In His parable, Jesus helps us see how out of control our egos are by reminding us of how sensitive we are to our human subordinates stepping out of line on earth. What military general wouldn’t be ticked by some cadet trying to revise his battle plans? What boss wouldn’t find it obnoxious for his employee to do the opposite of what he was told? Would you find it appropriate for your chauffeur to tell you to take a turn at driving the car? Would you tip a waiter who told you to fetch your own food from the kitchen? We are quick to get angry when subordinates step out of line on earth, yet we expect the Sovereign Kings to shower us with applause for our partial obedience and fickle devotion the moment we get to Heaven.

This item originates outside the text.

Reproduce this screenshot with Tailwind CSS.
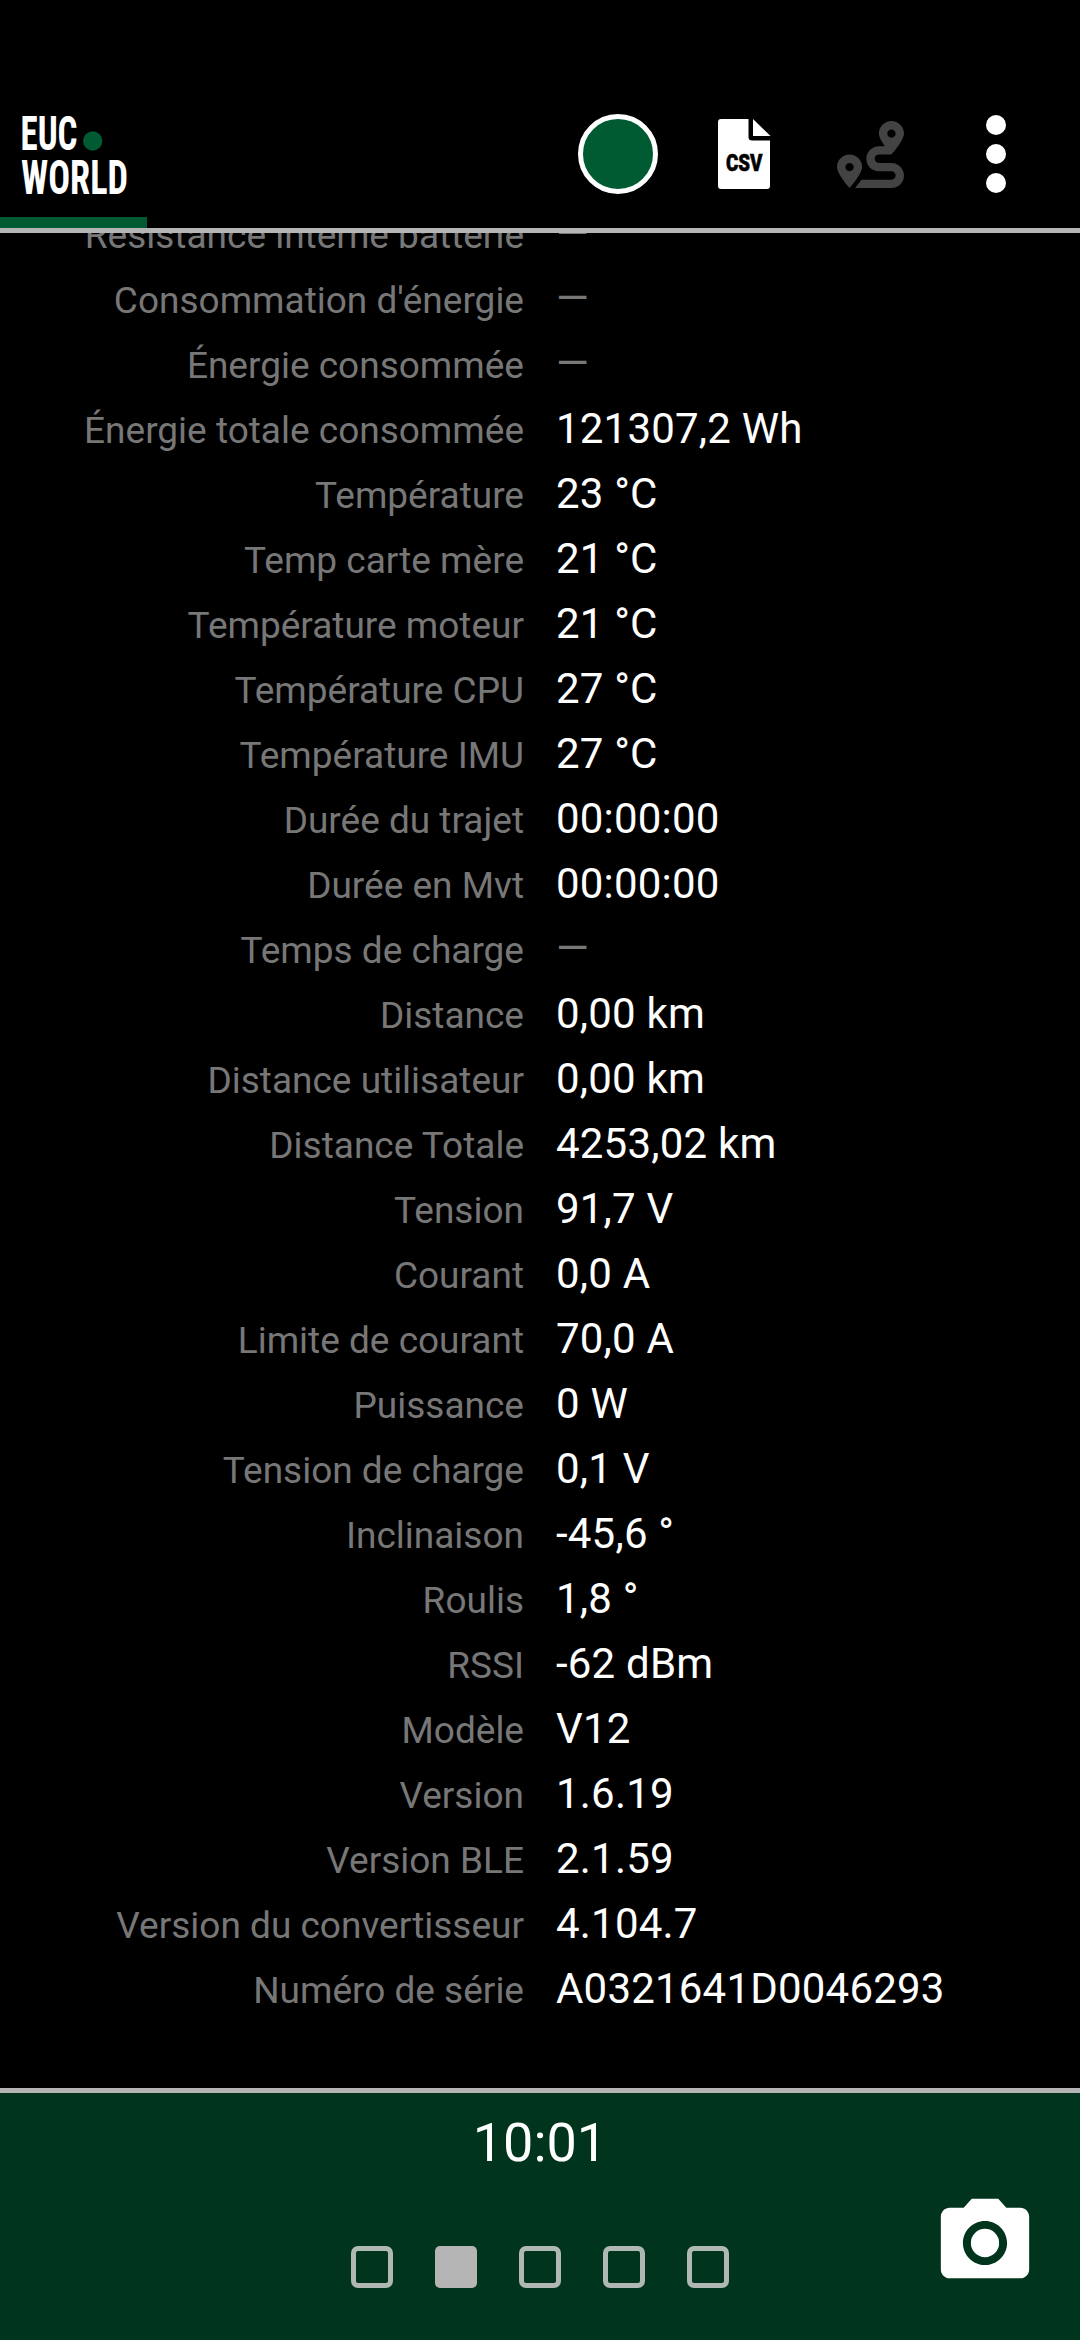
<!DOCTYPE html>
<html lang="fr">
<head>
  <meta charset="UTF-8" />
  <meta name="viewport" content="width=device-width, initial-scale=1" />
  <title>EUC World</title>
  <script src="https://cdn.jsdelivr.net/npm/@tailwindcss/browser@4"></script>
</head>
<body class="bg-black font-['Roboto',sans-serif]">
  <div class="flex flex-col w-[1080px] h-[2340px] overflow-hidden">
    <!-- Header -->
    <header class="flex flex-col justify-between h-[233px] shrink-0 border-b-5 border-[#b5b5b5]">
      <div class="flex pt-[100px] pl-[18px]">
        <svg class="w-[122px] h-[110px] mr-[438px]" viewBox="18 100 122 110" fill="#fff" font-family="Roboto, sans-serif" font-weight="700" font-stretch="condensed" font-size="48.500">
          <text x="20.500" y="149.500" textLength="57" lengthAdjust="spacingAndGlyphs">EUC</text>
          <text x="21" y="194" textLength="107" lengthAdjust="spacingAndGlyphs">WORLD</text>
          <circle cx="92.700" cy="141" r="9.700" fill="#005a32" />
        </svg>
        <button class="size-20 mt-[14px] rounded-full bg-[#005a32] border-5 border-white"></button>
        <svg class="w-[53px] h-[70px] mt-[19px] ml-[60px]" viewBox="0 0 53 70">
          <path fill="#fff" d="M3 0H30.500V18Q30.500 21.500 34 21.500H52V67Q52 70 49 70H3Q0 70 0 67V3Q0 0 3 0Z" />
          <path fill="#fff" d="M35 0L52.500 17H35Z" />
          <text x="8" y="52" textLength="36.500" lengthAdjust="spacingAndGlyphs" font-family="Roboto, sans-serif" font-weight="900" font-size="24" stroke="#000" stroke-width=".6">CSV</text>
        </svg>
        <svg class="size-[67px] mt-[21px] ml-[66px]" viewBox="0 0 512 512">
          <path fill="#434343" d="M416 320h-96c-17.600 0-32-14.400-32-32s14.400-32 32-32h96s96-107 96-160-43-96-96-96-96 43-96 96c0 25.500 22.200 63.400 45.300 96H320c-52.900 0-96 43.100-96 96s43.100 96 96 96h96c17.600 0 32 14.400 32 32s-14.400 32-32 32H185.500c-16 24.800-33.800 47.700-47.300 64H416c52.900 0 96-43.100 96-96s-43.100-96-96-96zm0-256c17.700 0 32 14.300 32 32s-14.300 32-32 32-32-14.300-32-32 14.300-32 32-32zM96 256c-53 0-96 43-96 96s96 160 96 160 96-107 96-160-43-96-96-96zm0 128c-17.700 0-32-14.300-32-32s14.300-32 32-32 32 14.300 32 32-14.300 32-32 32z" />
        </svg>
        <div class="flex flex-col gap-[9px] mt-[15px] ml-[82px]">
          <span class="size-5 rounded-full bg-white"></span>
          <span class="size-5 rounded-full bg-white"></span>
          <span class="size-5 rounded-full bg-white"></span>
        </div>
      </div>
      <div class="w-[147px] h-[11px] bg-[#005a32]"></div>
    </header>

    <!-- Scrolled list of readings -->
    <main class="flex-1 min-h-0 overflow-hidden">
      <div id="readings" class="-mt-[32px]"></div>
    </main>

    <!-- Footer -->
    <footer class="flex flex-col items-center h-[252px] shrink-0 border-t-5 border-[#b5b5b5] bg-[#00341c]">
      <div class="mt-[18px] h-16 leading-16 text-[54px] text-white">10:01</div>
      <div class="flex w-full pl-[351px]">
        <div class="flex gap-[42px] pt-[71px]">
          <span class="size-[42px] rounded-[7px] border-5 border-[#b0b8b3]"></span>
          <span class="size-[42px] rounded-[5px] bg-[#b5b5b5]"></span>
          <span class="size-[42px] rounded-[7px] border-5 border-[#b0b8b3]"></span>
          <span class="size-[42px] rounded-[7px] border-5 border-[#b0b8b3]"></span>
          <span class="size-[42px] rounded-[7px] border-5 border-[#b0b8b3]"></span>
        </div>
        <svg class="size-[106px] mt-[15px] ml-[203px]" viewBox="0 0 24 24" fill="#fff">
          <circle cx="12" cy="12" r="3.200" />
          <path d="M9 2L7.170 4H4c-1.100 0-2 .9-2 2v12c0 1.100.9 2 2 2h16c1.100 0 2-.9 2-2V6c0-1.100-.9-2-2-2h-3.170L15 2H9zm3 15c-2.760 0-5-2.240-5-5s2.240-5 5-5 5 2.240 5 5-2.240 5-5 5z" />
        </svg>
      </div>
    </footer>
  </div>

  <script>
    const readings = [
      ['Résistance interne batterie', null],
      ["Consommation d'énergie", null],
      ['Énergie consommée', null],
      ['Énergie totale consommée', '121307,2 Wh'],
      ['Température', '23 °C'],
      ['Temp carte mère', '21 °C'],
      ['Température moteur', '21 °C'],
      ['Température CPU', '27 °C'],
      ['Température IMU', '27 °C'],
      ['Durée du trajet', '00:00:00'],
      ['Durée en Mvt', '00:00:00'],
      ['Temps de charge', null],
      ['Distance', '0,00 km'],
      ['Distance utilisateur', '0,00 km'],
      ['Distance Totale', '4253,02 km'],
      ['Tension', '91,7 V'],
      ['Courant', '0,0 A'],
      ['Limite de courant', '70,0 A'],
      ['Puissance', '0 W'],
      ['Tension de charge', '0,1 V'],
      ['Inclinaison', '-45,6 °'],
      ['Roulis', '1,8 °'],
      ['RSSI', '-62 dBm'],
      ['Modèle', 'V12'],
      ['Version', '1.6.19'],
      ['Version BLE', '2.1.59'],
      ['Version du convertisseur', '4.104.7'],
      ['Numéro de série', 'A0321641D0046293'],
    ];

    const container = document.getElementById('readings');
    readings.forEach(([label, value]) => {
      const row = document.createElement('div');
      row.className = 'flex items-baseline gap-8 h-[65px] leading-[65px] whitespace-nowrap';

      const labelEl = document.createElement('div');
      labelEl.className = 'w-[524px] text-right text-[37px] text-[#777777]';
      labelEl.textContent = label;

      const valueEl = document.createElement('div');
      valueEl.className = value === null ? 'text-[42px] text-[#777777]' : 'text-[42px] tracking-[0.2px] text-white';
      valueEl.textContent = value === null ? '—' : value;

      row.append(labelEl, valueEl);
      container.appendChild(row);
    });
  </script>
</body>
</html>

It is the arrogant “You owe me” attitude that Jesus is cautioning us against in this parable. We are servants. We will only ever be servants. We do not deserve any glory or praise for doing the very least that we were created to do, and that means serving our Kings with total devotion. Yet because our Masters are so incredibly generous, They actually enjoy shocking us with rewards that we do not deserve. This is the astonishing position that we find ourselves in: we deserve nothing, yet we are showered with blessings. We have earned nothing, yet we have been invited into an eternal paradise. The whole idea of receiving rewards in Heaven is so utterly nonsensical that we ought to be driven to our knees in speechless gratitude. There is no place for greedily grabbing at the goodies. There is only room for bowing down and saying, “What have I ever done that is worthy of praise? You are the only glorious Ones; I am nothing by comparison.” It is this kind of humility that pleases our Gods. It isn’t about self-loathing and rejecting Their love for us. It is about properly appreciating that love and remembering our place. We were created to serve. The more we understand this, the more we will understand just how wonderful our Gods are.